How the new target works
The admin.app.home.render target follows the same model as the UI extensions already available for the Shopify admin. The developer defines the Preact component inside the extension bundle; Shopify takes care of rendering it directly within the admin interface, without routing through an external iframe.
This means:
- The app's main page lives inside the extension bundle, not on a separate host
- There is no need to configure, secure, or scale an additional web server
- The App Home UI automatically inherits native Polaris web components, ensuring visual consistency with the rest of the Shopify admin
Bundle structure with the new target
In an app that already uses UI extensions for the admin, adding the App Home only requires declaring the new target in the extension's configuration file and creating the corresponding component. Deployment happens through the same process already in use, with no additional pipelines.
Concrete benefits for development teams
The practical impact plays out across several dimensions:
Reduced infrastructure Eliminate the web server dedicated to the App Home. Fewer active processes in production means fewer failure points, fewer alerts to manage, and a smaller attack surface.
Consistent user interface By using native Polaris web components, the App Home integrates visually with the Shopify admin without having to manually replicate styles or components. The result is a uniform experience for the merchant.
Single source of truth for all admin UI With this approach, all of the app's admin interface code lives in the same bundle. This simplifies versioning, reduces monorepo complexity, and makes app behavior more predictable after each deploy.
Simplified deployment One artifact to release, one CI/CD process to maintain. For teams working across multiple custom apps or managing separate staging and production environments, reducing the number of components to coordinate is a measurable advantage.
Limitations to keep in mind
This feature is not universal. Before planning a migration, three conditions must be verified:
- API version: the
admin.app.home.rendertarget is available starting from API version 2026-07. Apps using earlier versions must plan an API version upgrade before adopting the new target. - Distribution type: the feature is reserved for custom-distribution apps, meaning apps developed for one or more specific merchants and not published on the Shopify App Store.
- Public store apps: for apps intended for the Shopify App Store, the iframe-based approach remains the correct path. Shopify has not announced plans to extend the new target to public apps.
When a migration makes sense
The most straightforward use case involves internal apps built for Shopify Plus merchants and white-label solutions distributed to a closed set of stores. In these contexts, control over the API version lies with the development team, and simplifying the infrastructure translates into tangible savings on operational costs.
If the app is already in production with an iframe architecture, migration is not urgent but is worth adding to the roadmap for the next release cycle. The maintainability gains justify the refactoring, especially if the App Home server is hosted on consumption-based cloud infrastructure.

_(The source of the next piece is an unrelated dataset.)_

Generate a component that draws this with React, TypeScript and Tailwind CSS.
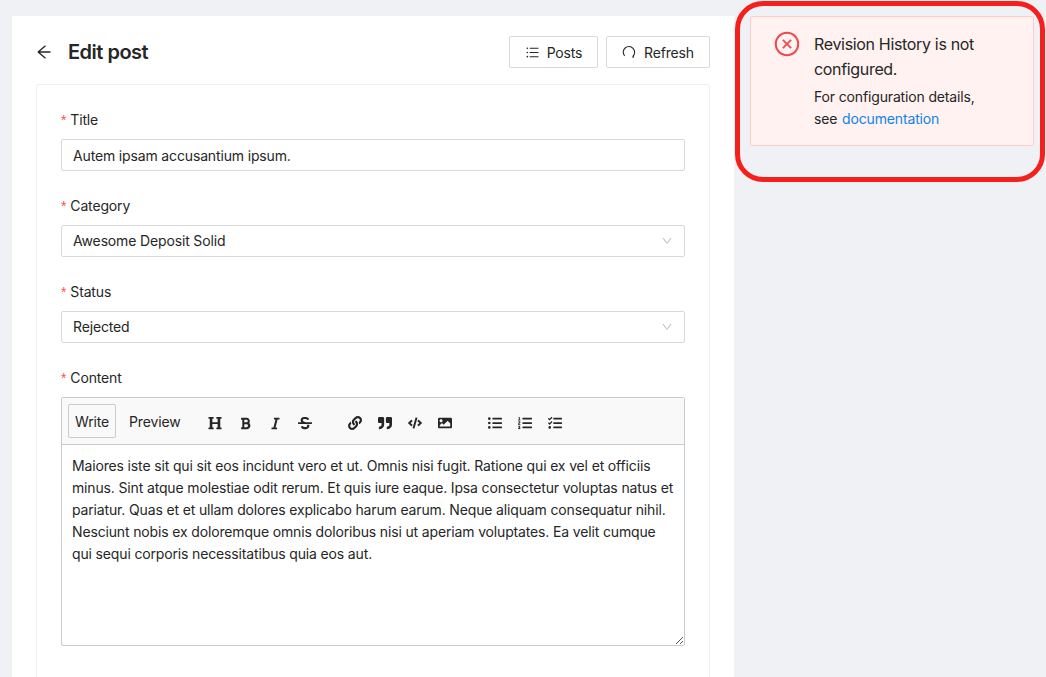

To learn more about the costs and workflows involved in building custom Shopify apps, visit our Shopify developer plans and pricing page.
Conclusion
The admin.app.home.render target represents a clear architectural shift: it turns an infrastructure component into application code. For teams building custom apps on Shopify, this means fewer servers to maintain, a more consistent UI, and a simpler deployment process. The limitations are real and clearly defined, but for anyone working on custom-distribution apps, the benefits far outweigh the cost of migration.